|Title:||Atmospheric CO2 Over the Last 1000 Years: WAIS Divide Ice Core Record|
|Author:||Ahn, J. and Brook, E.J.|
|Periodical:||EGU General Assembly 2009, held 19-24 April, 2009 in Vienna, Austria, p.10845|
How atmospheric CO2 varied over the last thousands years is of great interest because we may see not only natural, but also anthropogenic variations (Ruddiman, Climatic Change, 2003). The Law Dome ice cores reveal decadal to centennial variations in CO2 over the last 2000 years (MacFarling Meure et al., Geophys. Res. Lett., 2006). However, these variations have not yet been well confirmed in other ice core records. Here we use a newly drilled WAIS Divide ice core, which is ideal for this purpose because WAIS Divide has relatively high snow accumulation rate and small gas age distribution that allow us to observe decadal CO2 variations with minimal damping.
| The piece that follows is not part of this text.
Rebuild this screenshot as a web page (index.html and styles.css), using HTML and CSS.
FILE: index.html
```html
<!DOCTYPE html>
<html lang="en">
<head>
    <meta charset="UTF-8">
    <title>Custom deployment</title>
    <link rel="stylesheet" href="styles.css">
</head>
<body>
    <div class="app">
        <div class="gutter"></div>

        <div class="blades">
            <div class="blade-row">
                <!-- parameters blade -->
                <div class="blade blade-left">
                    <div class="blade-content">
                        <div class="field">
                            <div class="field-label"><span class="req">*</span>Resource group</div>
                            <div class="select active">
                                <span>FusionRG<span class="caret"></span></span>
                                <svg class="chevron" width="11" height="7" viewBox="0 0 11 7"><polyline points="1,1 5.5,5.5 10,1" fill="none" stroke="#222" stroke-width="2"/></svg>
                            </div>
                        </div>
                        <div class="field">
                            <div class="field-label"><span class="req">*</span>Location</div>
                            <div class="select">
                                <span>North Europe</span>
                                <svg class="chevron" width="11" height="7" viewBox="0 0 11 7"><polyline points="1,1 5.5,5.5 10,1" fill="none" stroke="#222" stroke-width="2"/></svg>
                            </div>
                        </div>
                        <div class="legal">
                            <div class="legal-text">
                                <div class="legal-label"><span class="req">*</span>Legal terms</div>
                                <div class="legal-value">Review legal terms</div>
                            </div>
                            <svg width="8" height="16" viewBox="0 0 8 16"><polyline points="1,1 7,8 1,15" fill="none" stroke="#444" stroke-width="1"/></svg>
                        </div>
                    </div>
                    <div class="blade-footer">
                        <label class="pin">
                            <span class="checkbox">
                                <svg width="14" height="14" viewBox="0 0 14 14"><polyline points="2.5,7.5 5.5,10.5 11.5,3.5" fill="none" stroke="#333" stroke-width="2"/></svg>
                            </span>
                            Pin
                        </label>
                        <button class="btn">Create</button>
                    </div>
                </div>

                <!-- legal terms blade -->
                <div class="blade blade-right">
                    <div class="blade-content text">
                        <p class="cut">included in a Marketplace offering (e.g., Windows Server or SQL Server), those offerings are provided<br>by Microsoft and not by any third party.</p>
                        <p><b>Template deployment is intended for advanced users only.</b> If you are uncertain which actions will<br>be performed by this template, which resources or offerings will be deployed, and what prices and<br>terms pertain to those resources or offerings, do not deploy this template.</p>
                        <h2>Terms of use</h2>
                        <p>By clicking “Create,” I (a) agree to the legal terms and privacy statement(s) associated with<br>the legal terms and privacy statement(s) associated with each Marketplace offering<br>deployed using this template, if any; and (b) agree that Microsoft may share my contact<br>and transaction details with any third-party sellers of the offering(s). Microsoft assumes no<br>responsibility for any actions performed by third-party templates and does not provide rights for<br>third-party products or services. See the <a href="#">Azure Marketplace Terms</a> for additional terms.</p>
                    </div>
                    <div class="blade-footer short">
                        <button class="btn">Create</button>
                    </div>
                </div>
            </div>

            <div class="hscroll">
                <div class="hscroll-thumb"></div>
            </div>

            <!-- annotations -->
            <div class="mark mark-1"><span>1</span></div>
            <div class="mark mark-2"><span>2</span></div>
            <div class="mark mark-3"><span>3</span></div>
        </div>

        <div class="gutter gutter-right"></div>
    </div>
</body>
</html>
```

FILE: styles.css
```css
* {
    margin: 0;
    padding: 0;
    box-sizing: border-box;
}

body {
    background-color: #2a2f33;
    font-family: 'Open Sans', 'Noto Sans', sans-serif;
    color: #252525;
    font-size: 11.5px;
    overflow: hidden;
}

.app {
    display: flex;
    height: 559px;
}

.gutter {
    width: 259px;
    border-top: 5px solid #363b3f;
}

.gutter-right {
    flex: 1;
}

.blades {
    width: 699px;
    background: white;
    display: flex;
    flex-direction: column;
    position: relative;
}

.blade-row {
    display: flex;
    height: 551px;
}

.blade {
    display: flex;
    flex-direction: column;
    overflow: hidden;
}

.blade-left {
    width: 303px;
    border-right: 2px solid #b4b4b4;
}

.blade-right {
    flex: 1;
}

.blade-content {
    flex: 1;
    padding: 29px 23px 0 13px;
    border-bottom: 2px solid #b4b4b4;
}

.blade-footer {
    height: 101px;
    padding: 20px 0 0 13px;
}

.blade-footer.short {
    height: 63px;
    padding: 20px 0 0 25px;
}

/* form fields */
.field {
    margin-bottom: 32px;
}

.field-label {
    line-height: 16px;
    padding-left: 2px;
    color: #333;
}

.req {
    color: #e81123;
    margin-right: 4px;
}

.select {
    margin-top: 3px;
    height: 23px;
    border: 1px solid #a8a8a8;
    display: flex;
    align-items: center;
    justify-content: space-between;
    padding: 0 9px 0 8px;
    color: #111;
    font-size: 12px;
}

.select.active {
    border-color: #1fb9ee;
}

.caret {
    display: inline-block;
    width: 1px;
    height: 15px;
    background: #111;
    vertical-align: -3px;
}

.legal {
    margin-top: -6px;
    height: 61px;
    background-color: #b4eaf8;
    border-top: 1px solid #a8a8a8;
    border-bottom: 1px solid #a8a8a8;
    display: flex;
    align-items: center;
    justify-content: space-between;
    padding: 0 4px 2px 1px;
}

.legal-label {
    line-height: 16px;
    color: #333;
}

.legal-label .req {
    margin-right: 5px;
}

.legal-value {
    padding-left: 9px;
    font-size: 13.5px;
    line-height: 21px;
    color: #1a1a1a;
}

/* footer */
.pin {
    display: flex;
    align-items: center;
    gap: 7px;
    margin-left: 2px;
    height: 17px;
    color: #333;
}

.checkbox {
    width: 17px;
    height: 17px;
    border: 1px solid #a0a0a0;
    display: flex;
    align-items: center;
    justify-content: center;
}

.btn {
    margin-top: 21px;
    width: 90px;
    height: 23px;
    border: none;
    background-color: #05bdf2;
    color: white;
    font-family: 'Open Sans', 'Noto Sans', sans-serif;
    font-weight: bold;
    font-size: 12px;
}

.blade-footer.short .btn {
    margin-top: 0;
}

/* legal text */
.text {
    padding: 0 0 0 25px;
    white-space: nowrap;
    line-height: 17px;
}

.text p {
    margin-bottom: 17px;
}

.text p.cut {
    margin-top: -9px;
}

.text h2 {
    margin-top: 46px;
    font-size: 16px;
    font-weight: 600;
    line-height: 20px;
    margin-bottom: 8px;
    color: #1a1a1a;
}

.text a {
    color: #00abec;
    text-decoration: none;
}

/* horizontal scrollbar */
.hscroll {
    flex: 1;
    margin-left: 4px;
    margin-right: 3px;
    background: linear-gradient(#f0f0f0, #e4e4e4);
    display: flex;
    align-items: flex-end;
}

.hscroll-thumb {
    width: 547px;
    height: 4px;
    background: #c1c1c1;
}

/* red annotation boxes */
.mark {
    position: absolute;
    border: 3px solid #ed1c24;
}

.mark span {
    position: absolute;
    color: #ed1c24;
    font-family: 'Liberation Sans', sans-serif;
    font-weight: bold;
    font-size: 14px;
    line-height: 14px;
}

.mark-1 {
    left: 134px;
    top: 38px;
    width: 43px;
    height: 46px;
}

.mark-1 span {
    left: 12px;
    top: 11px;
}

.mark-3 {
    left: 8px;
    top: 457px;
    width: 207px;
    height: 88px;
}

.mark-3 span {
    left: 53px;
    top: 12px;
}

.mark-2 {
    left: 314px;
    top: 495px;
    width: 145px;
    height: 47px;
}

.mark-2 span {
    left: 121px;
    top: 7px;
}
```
We have started an extensive study of CO2 in WAIS Divide core. So far we have obtained data for 960-1940 A.D. from the WDC05-A core drilled in 2005-2006. 344 ice samples from 103 depths were analyzed and the standard error of the mean is ~0.8 ppm on average. Ancient air in 8~12 g of bubbly ice is liberated by crushing with steel pins at -35 oC and trapped in stainless steel tubes at -262 oC. CO2 mixing ratio in the extracted air is precisely determined using a gas chromatographic method. Details of the high-precision methods are described in Ahn et al. (J. of Glaciology, in press).
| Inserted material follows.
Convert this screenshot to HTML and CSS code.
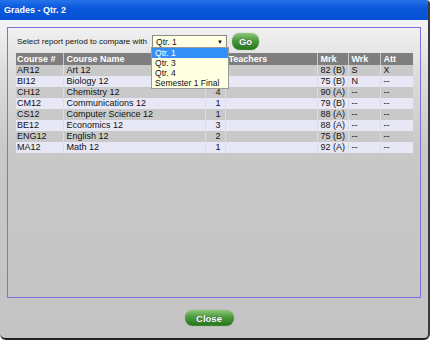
FILE: index.html
```html
<!DOCTYPE html>
<html lang="en">
<head>
  <meta charset="UTF-8">
  <title>Grades - Qtr. 2</title>
  <link rel="stylesheet" href="styles.css">
</head>
<body>
  <div class="dialog">
    <div class="titlebar">Grades - Qtr. 2</div>
    <div class="content">
      <div class="panel">
        <div class="compare">
          <span class="label">Select report period to compare with</span>
          <div class="select">
            <span>Qtr. 1</span><span class="arrow">&#9660;</span>
            <ul class="options">
              <li class="selected">Qtr. 1</li>
              <li>Qtr. 3</li>
              <li>Qtr. 4</li>
              <li>Semester 1 Final</li>
            </ul>
          </div>
          <button class="btn go">Go</button>
        </div>

        <table class="grades">
          <colgroup>
            <col style="width:47px"><col style="width:142px"><col style="width:20px"><col style="width:92px">
            <col style="width:31px"><col style="width:32px"><col style="width:33px">
          </colgroup>
          <tr>
            <th>Course #</th><th>Course Name</th><th></th><th>Teachers</th><th>Mrk</th><th>Wrk</th><th>Att</th>
          </tr>
          <tr><td>AR12</td><td>Art 12</td><td class="num"></td><td></td><td>82 (B)</td><td>S</td><td>X</td></tr>
          <tr><td>BI12</td><td>Biology 12</td><td class="num"></td><td></td><td>75 (B)</td><td>N</td><td>--</td></tr>
          <tr><td>CH12</td><td>Chemistry 12</td><td class="num">4</td><td></td><td>90 (A)</td><td>--</td><td>--</td></tr>
          <tr><td>CM12</td><td>Communications 12</td><td class="num">1</td><td></td><td>79 (B)</td><td>--</td><td>--</td></tr>
          <tr><td>CS12</td><td>Computer Science 12</td><td class="num">1</td><td></td><td>88 (A)</td><td>--</td><td>--</td></tr>
          <tr><td>BE12</td><td>Economics 12</td><td class="num">3</td><td></td><td>88 (A)</td><td>--</td><td>--</td></tr>
          <tr><td>ENG12</td><td>English 12</td><td class="num">2</td><td></td><td>75 (B)</td><td>--</td><td>--</td></tr>
          <tr><td>MA12</td><td>Math 12</td><td class="num">1</td><td></td><td>92 (A)</td><td>--</td><td>--</td></tr>
        </table>
      </div>

      <div class="footer">
        <button class="btn close">Close</button>
      </div>
    </div>
  </div>
</body>
</html>
```

FILE: styles.css
```css
body {
  margin: 0;
  font-family: "Liberation Sans", Arial, sans-serif;
  font-size: 9px;
  color: #111;
  background: #fff;
}
.dialog {
  width: 428px;
  height: 338px;
  display: flex;
  flex-direction: column;
  border-right: 2px solid #3a3a3a;
  border-bottom: 2px solid #222;
  border-radius: 0 4px 6px 6px;
  overflow: hidden;
  background: linear-gradient(#f4f4f4 20px, #dedede 70px, #c8c8c8 150px, #c4c4c4);
}
.titlebar {
  height: 20px;
  line-height: 20px;
  padding-left: 4px;
  color: #fff;
  font-weight: bold;
  font-size: 9px;
  background: linear-gradient(#2673ea, #0b58da 40%, #0652d4);
}
.content {
  flex: 1;
  display: flex;
  flex-direction: column;
  padding: 7px 0 0 7px;
}
.panel {
  width: 414px;
  height: 271px;
  border: 1px solid #7b74dc;
  padding: 5px 7px 0 8px;
  box-sizing: border-box;
}
.compare {
  display: flex;
  align-items: center;
  height: 17px;
  gap: 5px;
  margin-bottom: 3px;
}
.label {
  margin-left: 1px;
  font-size: 8.1px;
}
.select {
  position: relative;
  width: 75px;
  height: 13px;
  box-sizing: border-box;
  border: 1px solid #8a8a8a;
  background: #ffffe2;
  display: flex;
  align-items: center;
  justify-content: space-between;
  padding: 0 3px 0 3px;
  font-size: 8.5px;
}
.arrow {
  font-size: 6px;
}
.options {
  position: absolute;
  left: -2px;
  top: 11px;
  width: 76px;
  margin: 0;
  padding: 0;
  list-style: none;
  background: #ffffe2;
  border: 1px solid #9a9a9a;
  z-index: 2;
}
.options li {
  height: 10px;
  line-height: 10px;
  padding-left: 3px;
}
.options .selected {
  background: #3390f8;
  color: #fff;
}
.btn {
  border: none;
  color: #fff;
  font-family: "Liberation Sans", Arial, sans-serif;
  font-weight: bold;
  font-size: 9.5px;
  border-radius: 8px;
  padding: 0;
  background: linear-gradient(#8cc87a, #4c9a3a 45%, #2a7a20 90%, #3c8c30);
  box-shadow: 0 0 1px #6a8a60;
  text-shadow: 0 0 1px #235;
}
.go {
  width: 27px;
  height: 17px;
}
.grades {
  border-collapse: collapse;
  table-layout: fixed;
  width: 397px;
}
.grades th, .grades td {
  height: 11px;
  padding: 0 0 0 3px;
  line-height: 11px;
  text-align: left;
  white-space: nowrap;
  overflow: hidden;
  border-left: 1px solid #dcdce6;
}
.grades tr > :first-child {
  border-left: none;
  padding-left: 1px;
}
.grades th {
  height: 12px;
  background: #7e7e7e;
  color: #fff;
  font-weight: bold;
  border-left-color: #c8c8c8;
}
.grades tr:nth-child(odd) td {
  background: #e7e7f5;
}
.grades tr:nth-child(even) td {
  background: #c9c9c9;
}
.grades td.num {
  text-align: right;
  padding: 0 4px 0 0;
}
.footer {
  flex: 1;
  display: flex;
  justify-content: center;
  align-items: flex-start;
  padding: 12px 17px 0 0;
}
.close {
  width: 49px;
  height: 16px;
}
```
Our new results show preindustrial atmospheric CO2 variability of ~ 10 ppm. The most striking feature of the record is a rapid atmospheric CO2 decrease of 7~8 ppm within ~20 years at ~ 1600 A.D. Considering the larger smoothing of gas records in the WAIS Divide relative to Law Dome, our results confirm the atmospheric CO2 decrease of ~10 ppm in Law Dome records observed at this time. However, this event is not significant in the Dronning Maud Land ice core (Siegenthaler et al., Tellus, 2005), probably due to more extensive smoothing of gas records in the core. Similar rapid changes of CO2 at other times in the WAIS Divide record need to be confirmed with higher resolution studies.
We also found that our WAIS Divide CO2 data are slightly higher than those of Law Dome by 3~5 ppm over most of the record. It is not clear whether the offset is due to real variability in ice cores or an analytical offset. We are participating in international laboratory intercalibration to determine the origin of the offset. Several WDC05-A and Law Dome ice samples are shared and will be analyzed for data comparison with CSIRO (Australian Common Wealth Scientific and Research Organization).